--- BEGIN Provided data ---
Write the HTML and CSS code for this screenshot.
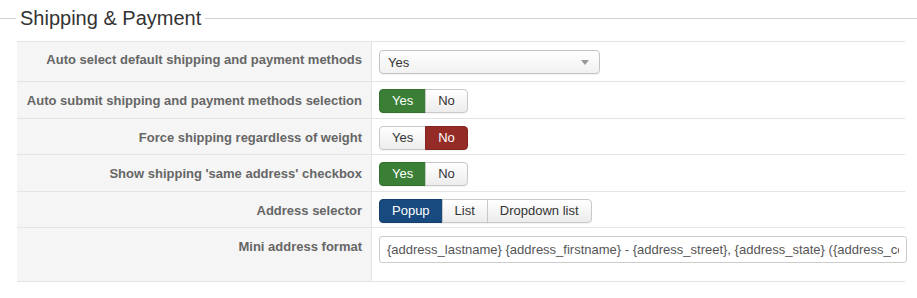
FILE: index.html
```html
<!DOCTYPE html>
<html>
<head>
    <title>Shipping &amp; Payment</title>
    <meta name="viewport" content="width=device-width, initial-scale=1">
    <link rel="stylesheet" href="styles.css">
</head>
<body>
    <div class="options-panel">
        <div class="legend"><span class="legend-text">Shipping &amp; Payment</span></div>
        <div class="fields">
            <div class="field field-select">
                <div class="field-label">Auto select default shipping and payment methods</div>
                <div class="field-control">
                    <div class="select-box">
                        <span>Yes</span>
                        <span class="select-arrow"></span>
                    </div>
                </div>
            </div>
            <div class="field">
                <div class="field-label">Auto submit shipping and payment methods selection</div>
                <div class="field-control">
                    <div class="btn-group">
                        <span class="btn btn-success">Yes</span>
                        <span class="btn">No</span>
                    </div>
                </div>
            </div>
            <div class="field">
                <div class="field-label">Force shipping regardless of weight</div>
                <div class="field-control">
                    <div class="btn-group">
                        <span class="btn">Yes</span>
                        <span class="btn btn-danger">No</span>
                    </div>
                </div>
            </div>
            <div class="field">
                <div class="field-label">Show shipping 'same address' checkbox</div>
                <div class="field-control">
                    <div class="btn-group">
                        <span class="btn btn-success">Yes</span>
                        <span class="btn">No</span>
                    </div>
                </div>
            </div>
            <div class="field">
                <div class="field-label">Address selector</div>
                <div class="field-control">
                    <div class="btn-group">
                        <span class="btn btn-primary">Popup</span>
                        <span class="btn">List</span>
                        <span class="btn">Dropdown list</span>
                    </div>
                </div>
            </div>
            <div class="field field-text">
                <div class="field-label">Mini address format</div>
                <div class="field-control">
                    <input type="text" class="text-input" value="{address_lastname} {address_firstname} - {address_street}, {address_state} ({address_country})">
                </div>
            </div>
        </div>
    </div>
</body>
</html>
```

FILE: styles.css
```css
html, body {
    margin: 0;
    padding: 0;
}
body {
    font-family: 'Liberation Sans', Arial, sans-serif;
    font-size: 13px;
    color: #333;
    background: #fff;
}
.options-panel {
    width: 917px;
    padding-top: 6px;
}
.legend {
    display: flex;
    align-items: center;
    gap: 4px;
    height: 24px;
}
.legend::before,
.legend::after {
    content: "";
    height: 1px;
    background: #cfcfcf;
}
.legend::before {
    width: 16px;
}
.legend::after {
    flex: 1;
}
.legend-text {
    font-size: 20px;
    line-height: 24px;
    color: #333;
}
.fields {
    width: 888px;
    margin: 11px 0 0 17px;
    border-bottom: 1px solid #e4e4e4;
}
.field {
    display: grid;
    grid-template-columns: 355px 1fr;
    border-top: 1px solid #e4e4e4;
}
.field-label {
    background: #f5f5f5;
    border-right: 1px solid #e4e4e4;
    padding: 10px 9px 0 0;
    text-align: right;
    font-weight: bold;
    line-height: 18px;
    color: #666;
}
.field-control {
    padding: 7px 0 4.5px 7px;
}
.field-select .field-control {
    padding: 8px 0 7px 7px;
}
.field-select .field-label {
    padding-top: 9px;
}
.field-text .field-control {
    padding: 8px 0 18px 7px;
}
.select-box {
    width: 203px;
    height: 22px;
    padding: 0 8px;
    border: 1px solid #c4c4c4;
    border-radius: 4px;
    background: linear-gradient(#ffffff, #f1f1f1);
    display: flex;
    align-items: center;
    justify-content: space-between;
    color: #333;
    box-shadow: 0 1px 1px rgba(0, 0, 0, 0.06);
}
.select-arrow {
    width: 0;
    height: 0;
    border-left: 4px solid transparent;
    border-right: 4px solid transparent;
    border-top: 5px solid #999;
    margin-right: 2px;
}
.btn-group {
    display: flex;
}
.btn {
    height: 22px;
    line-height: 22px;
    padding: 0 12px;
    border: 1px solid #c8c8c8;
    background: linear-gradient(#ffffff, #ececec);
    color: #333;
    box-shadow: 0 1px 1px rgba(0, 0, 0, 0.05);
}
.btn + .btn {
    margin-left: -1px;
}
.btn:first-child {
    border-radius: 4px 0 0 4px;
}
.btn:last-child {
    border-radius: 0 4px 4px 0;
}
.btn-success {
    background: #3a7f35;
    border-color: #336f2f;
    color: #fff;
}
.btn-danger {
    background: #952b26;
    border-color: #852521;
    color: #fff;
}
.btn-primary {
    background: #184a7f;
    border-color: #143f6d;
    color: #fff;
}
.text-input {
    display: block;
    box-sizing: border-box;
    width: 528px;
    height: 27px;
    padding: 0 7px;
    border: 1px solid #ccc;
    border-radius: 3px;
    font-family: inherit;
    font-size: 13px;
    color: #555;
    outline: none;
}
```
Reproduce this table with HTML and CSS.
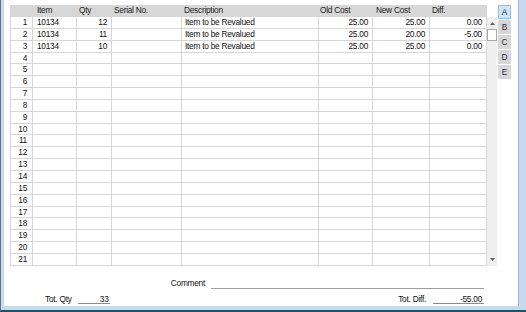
--- END Provided data ---
**Task to complete:** Among the lines of the material above, how many include the string "this"? Report only that number.

**Exercise result:** 2